Opinion by
Mr. Justice Moore.
It is contended for defendant that proof of the loss should have been made within sixty days after it occurred, and that fact so alleged in the complaint, and that the want of such allegation entitled it to the judgment rendered; while the plaintiff insists that the policy of insurance did not require the proof to be made within that *149time, and that the defendant waived such proof. It will be observed that the terms of the policy are that “In case of loss the assured shall give immediate notice thereof, and shall render to the company a particular account of said loss, under oath, stating the time, origin, and circumstances of the fire.”» This provision must be construed to mean that the proof of loss should be made within a reasonable time, in view of all the attending circumstances. Such terms in a contract are not to receive a literal construction, and the question whether the proof has been made “immediately” is one of fact .for the jury: 2 Wood on Fire Insurance (2d ed.), 952. The term “immediately,” as used in the policy, required the exercise of reasonable diligence by the plaintiff, which would be measured by his ability to make the necessary proof within a given time.
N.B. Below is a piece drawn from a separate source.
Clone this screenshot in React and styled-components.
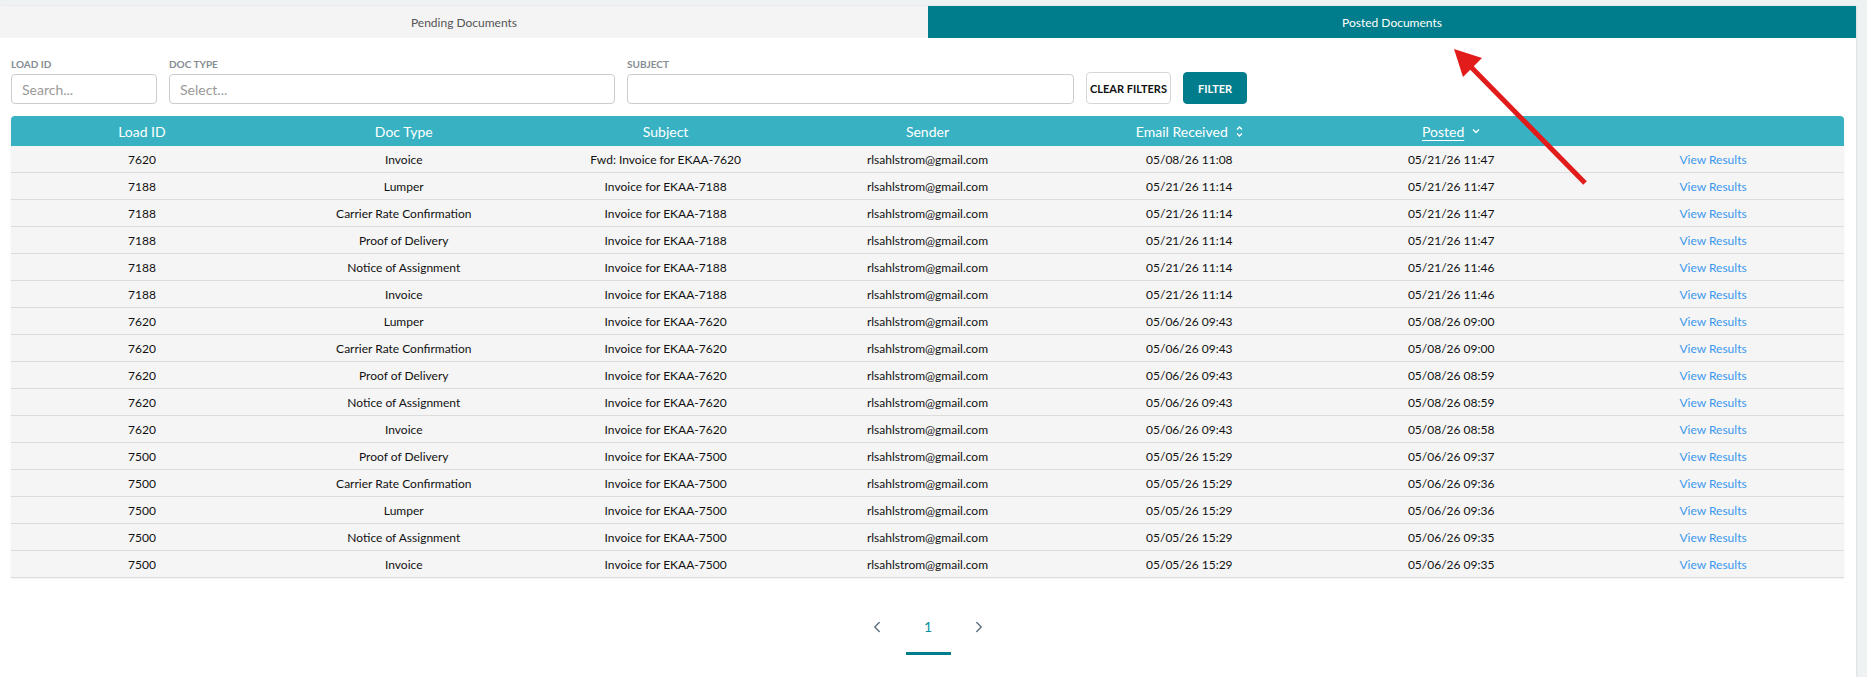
import React from "react";
import styled, { createGlobalStyle } from "styled-components";
import { ChevronLeft, ChevronRight } from "lucide-react";

const rows = [
  ["7620", "Invoice", "Fwd: Invoice for EKAA-7620", "05/08/26 11:08", "05/21/26 11:47"],
  ["7188", "Lumper", "Invoice for EKAA-7188", "05/21/26 11:14", "05/21/26 11:47"],
  ["7188", "Carrier Rate Confirmation", "Invoice for EKAA-7188", "05/21/26 11:14", "05/21/26 11:47"],
  ["7188", "Proof of Delivery", "Invoice for EKAA-7188", "05/21/26 11:14", "05/21/26 11:47"],
  ["7188", "Notice of Assignment", "Invoice for EKAA-7188", "05/21/26 11:14", "05/21/26 11:46"],
  ["7188", "Invoice", "Invoice for EKAA-7188", "05/21/26 11:14", "05/21/26 11:46"],
  ["7620", "Lumper", "Invoice for EKAA-7620", "05/06/26 09:43", "05/08/26 09:00"],
  ["7620", "Carrier Rate Confirmation", "Invoice for EKAA-7620", "05/06/26 09:43", "05/08/26 09:00"],
  ["7620", "Proof of Delivery", "Invoice for EKAA-7620", "05/06/26 09:43", "05/08/26 08:59"],
  ["7620", "Notice of Assignment", "Invoice for EKAA-7620", "05/06/26 09:43", "05/08/26 08:59"],
  ["7620", "Invoice", "Invoice for EKAA-7620", "05/06/26 09:43", "05/08/26 08:58"],
  ["7500", "Proof of Delivery", "Invoice for EKAA-7500", "05/05/26 15:29", "05/06/26 09:37"],
  ["7500", "Carrier Rate Confirmation", "Invoice for EKAA-7500", "05/05/26 15:29", "05/06/26 09:36"],
  ["7500", "Lumper", "Invoice for EKAA-7500", "05/05/26 15:29", "05/06/26 09:36"],
  ["7500", "Notice of Assignment", "Invoice for EKAA-7500", "05/05/26 15:29", "05/06/26 09:35"],
  ["7500", "Invoice", "Invoice for EKAA-7500", "05/05/26 15:29", "05/06/26 09:35"],
];

const SENDER = "rlsahlstrom@gmail.com";

const GlobalStyle = createGlobalStyle`
  body {
    margin: 0;
    background: #eef2f3;
    font-family: Lato, "Open Sans", sans-serif;
  }
`;

const Page = styled.div`
  position: relative;
  padding: 6px 11px 0 0;
  min-height: 100vh;
  box-sizing: border-box;
`;

const Panel = styled.div`
  background: #fff;
  min-height: calc(100vh - 6px);
  box-shadow: 1px 0 2px rgba(0, 0, 0, 0.08);
`;

const Tabs = styled.div`
  display: grid;
  grid-template-columns: 1fr 1fr;
  height: 32px;
`;

const Tab = styled.div`
  display: flex;
  align-items: center;
  justify-content: center;
  font-size: 12px;
  background: ${(p) => (p.$active ? "#007d8c" : "#f4f4f4")};
  color: ${(p) => (p.$active ? "#fff" : "#555")};
`;

const Filters = styled.div`
  display: flex;
  align-items: flex-end;
  gap: 12px;
  padding: 20px 12px 0 11px;
`;

const Field = styled.div`
  display: flex;
  flex-direction: column;
  gap: 4px;
  width: ${(p) => p.$w}px;
`;

const Label = styled.label`
  font-size: 10px;
  line-height: 12px;
  font-weight: 700;
  color: #858c93;
  text-transform: uppercase;
`;

const Input = styled.input`
  box-sizing: border-box;
  height: 30px;
  width: 100%;
  border: 1px solid #ccc;
  border-radius: 4px;
  padding: 0 10px;
  font-family: inherit;
  font-size: 14px;
  color: #333;
  &::placeholder {
    color: #9a9a9a;
  }
`;

const Button = styled.button`
  box-sizing: border-box;
  height: 32px;
  border-radius: 4px;
  font-family: inherit;
  font-size: 11px;
  font-weight: 700;
  text-transform: uppercase;
  padding: 0 ${(p) => (p.$primary ? 14 : 3)}px;
  border: 1px solid ${(p) => (p.$primary ? "#007d8c" : "#d6d6d6")};
  background: ${(p) => (p.$primary ? "#007d8c" : "#fff")};
  color: ${(p) => (p.$primary ? "#fff" : "#111")};
`;

const Table = styled.table`
  width: calc(100% - 23px);
  margin: 12px 12px 0 11px;
  border-collapse: collapse;
  table-layout: fixed;
  font-size: 12px;
  box-shadow: 0 1px 2px rgba(0, 0, 0, 0.06);
`;

const Th = styled.th`
  height: 30px;
  padding: 0;
  background: #38b2c3;
  color: #fff;
  font-weight: 400;
  font-size: 14px;
  text-align: center;
  &:first-child { border-top-left-radius: 4px; }
  &:last-child { border-top-right-radius: 4px; }
`;

const HeadLabel = styled.span`
  display: inline-flex;
  align-items: center;
  gap: 8px;
  u { text-underline-offset: 3px; }
`;

const Tr = styled.tr`
  background: #f5f5f5;
  border-bottom: 1px solid #dcdcdc;
`;

const Td = styled.td`
  height: 26px;
  padding: 0;
  text-align: center;
  color: #111;
  white-space: nowrap;
`;

const Link = styled.a`
  color: #3b97ee;
  text-decoration: none;
`;

const Pager = styled.div`
  display: flex;
  justify-content: center;
  gap: 6px;
  margin-top: 37px;
`;

const PageItem = styled.div`
  box-sizing: border-box;
  width: 45px;
  height: 40px;
  display: flex;
  justify-content: center;
  padding-top: 1px;
  line-height: 22px;
  font-size: 14px;
  color: ${(p) => (p.$current ? "#0a8fa1" : "#5c6b7a")};
  border-bottom: 3px solid ${(p) => (p.$current ? "#007d8c" : "transparent")};
`;

const Overlay = styled.svg`
  position: absolute;
  left: 0;
  top: 0;
  pointer-events: none;
`;

const SortBoth = () => (
  <svg width="7" height="11" viewBox="0 0 7 11" fill="none" stroke="#fff" strokeWidth="1.3">
    <path d="M1 3.5 L3.5 1 L6 3.5" />
    <path d="M1 7.5 L3.5 10 L6 7.5" />
  </svg>
);

const SortDown = () => (
  <svg width="8" height="6" viewBox="0 0 8 6" fill="none" stroke="#fff" strokeWidth="1.3">
    <path d="M1 1.5 L4 4.5 L7 1.5" />
  </svg>
);

export default function App() {
  return (
    <>
      <GlobalStyle />
      <Page>
        <Panel>
          <Tabs>
            <Tab>Pending Documents</Tab>
            <Tab $active>Posted Documents</Tab>
          </Tabs>

          <Filters>
            <Field $w={146}>
              <Label>Load ID</Label>
              <Input placeholder="Search..." />
            </Field>
            <Field $w={446}>
              <Label>Doc Type</Label>
              <Input placeholder="Select..." />
            </Field>
            <Field $w={447}>
              <Label>Subject</Label>
              <Input />
            </Field>
            <Button>Clear Filters</Button>
            <Button $primary>Filter</Button>
          </Filters>

          <Table>
            <thead>
              <tr>
                <Th>Load ID</Th>
                <Th>Doc Type</Th>
                <Th>Subject</Th>
                <Th>Sender</Th>
                <Th>
                  <HeadLabel>Email Received <SortBoth /></HeadLabel>
                </Th>
                <Th>
                  <HeadLabel><u>Posted</u> <SortDown /></HeadLabel>
                </Th>
                <Th />
              </tr>
            </thead>
            <tbody>
              {rows.map((r, i) => (
                <Tr key={i}>
                  <Td>{r[0]}</Td>
                  <Td>{r[1]}</Td>
                  <Td>{r[2]}</Td>
                  <Td>{SENDER}</Td>
                  <Td>{r[3]}</Td>
                  <Td>{r[4]}</Td>
                  <Td><Link href="#">View Results</Link></Td>
                </Tr>
              ))}
            </tbody>
          </Table>

          <Pager>
            <PageItem><ChevronLeft size={18} strokeWidth={1.8} style={{ marginTop: 2 }} /></PageItem>
            <PageItem $current>1</PageItem>
            <PageItem><ChevronRight size={18} strokeWidth={1.8} style={{ marginTop: 2 }} /></PageItem>
          </Pager>
        </Panel>

        {/* red annotation arrow */}
        <Overlay width="1867" height="677">
          <line x1="1585" y1="183" x2="1471" y2="67" stroke="#e21b1b" strokeWidth="5" />
          <polygon points="1454,49 1463,77 1482,58" fill="#e21b1b" />
        </Overlay>
      </Page>
    </>
  );
}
If he could by the exercise of such diligence have made the proof prior to February twenty-fourth, eighteen hundred and ninety-four, and this fact had been admitted by the pleadings, the court could, as a matter of law, have said that the proof of loss had not been made “immediately”: 2 Wood on Fire Insurance, 930; but no such admission appears, and hence the question of reasonable time within which such proof should have been made was one of fact for the jury. The cause was argued in this court by the counsel for the defendant upon the assumption that the policy required the proof to be made within sixty days after the loss, and it was presumably decided by the court below upon that theory, but the alleged copy of the policy set out in the complaint contains no such provision. In view of these considerations, it was error to sustain the demurrer, for which reason the judgment must be reversed, and the cause remanded for further proceedings not inconsistent with this opinion.
Reversed.
*150Wolverton, X, having participated in the trial of this cause in the court below, took no part herein.